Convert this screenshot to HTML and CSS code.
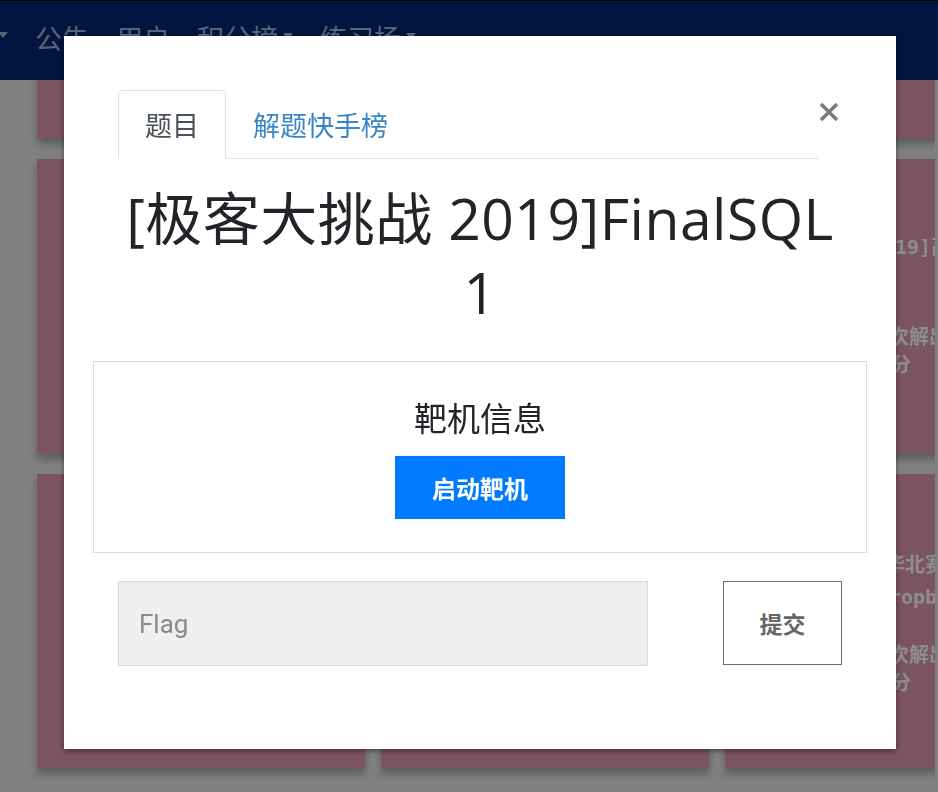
---
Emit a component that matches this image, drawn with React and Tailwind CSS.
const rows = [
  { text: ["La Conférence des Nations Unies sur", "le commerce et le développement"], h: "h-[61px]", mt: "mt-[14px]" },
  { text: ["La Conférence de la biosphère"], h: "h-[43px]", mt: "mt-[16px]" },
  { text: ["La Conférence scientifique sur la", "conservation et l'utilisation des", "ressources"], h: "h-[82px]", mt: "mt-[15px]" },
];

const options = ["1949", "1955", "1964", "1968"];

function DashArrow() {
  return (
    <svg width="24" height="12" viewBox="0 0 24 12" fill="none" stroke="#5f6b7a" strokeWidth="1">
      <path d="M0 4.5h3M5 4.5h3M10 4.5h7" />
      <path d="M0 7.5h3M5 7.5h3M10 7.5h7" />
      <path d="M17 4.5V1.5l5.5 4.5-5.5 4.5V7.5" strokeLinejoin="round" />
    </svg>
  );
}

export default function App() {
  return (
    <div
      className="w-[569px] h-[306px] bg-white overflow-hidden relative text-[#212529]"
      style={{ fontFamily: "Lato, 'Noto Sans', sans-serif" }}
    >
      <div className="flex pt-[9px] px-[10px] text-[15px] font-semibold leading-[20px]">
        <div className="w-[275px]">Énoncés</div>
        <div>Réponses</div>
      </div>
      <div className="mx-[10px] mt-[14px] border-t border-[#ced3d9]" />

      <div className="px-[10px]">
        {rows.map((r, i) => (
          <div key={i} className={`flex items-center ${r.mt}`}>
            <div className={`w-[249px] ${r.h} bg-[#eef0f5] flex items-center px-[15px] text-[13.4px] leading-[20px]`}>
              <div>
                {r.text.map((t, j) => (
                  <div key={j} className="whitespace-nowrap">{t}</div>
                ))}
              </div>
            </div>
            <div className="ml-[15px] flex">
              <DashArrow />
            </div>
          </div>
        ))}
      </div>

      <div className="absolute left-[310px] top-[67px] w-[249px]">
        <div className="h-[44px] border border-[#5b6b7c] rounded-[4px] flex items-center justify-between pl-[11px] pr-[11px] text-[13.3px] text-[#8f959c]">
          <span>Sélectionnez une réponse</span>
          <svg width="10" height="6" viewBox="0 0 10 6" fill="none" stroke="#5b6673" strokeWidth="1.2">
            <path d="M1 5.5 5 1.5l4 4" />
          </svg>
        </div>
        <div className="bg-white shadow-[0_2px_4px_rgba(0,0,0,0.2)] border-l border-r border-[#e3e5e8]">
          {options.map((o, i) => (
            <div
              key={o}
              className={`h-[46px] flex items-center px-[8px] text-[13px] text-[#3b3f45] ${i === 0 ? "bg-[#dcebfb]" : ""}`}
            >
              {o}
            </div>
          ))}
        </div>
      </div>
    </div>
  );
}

**AIM OF THE TASK:** Pick out all lines from the data above in which the word "this" appears.

**EXERCISE ANSWER:**
Convert this screenshot to HTML and CSS code.
Emit a component that matches this image, drawn with React and Tailwind CSS.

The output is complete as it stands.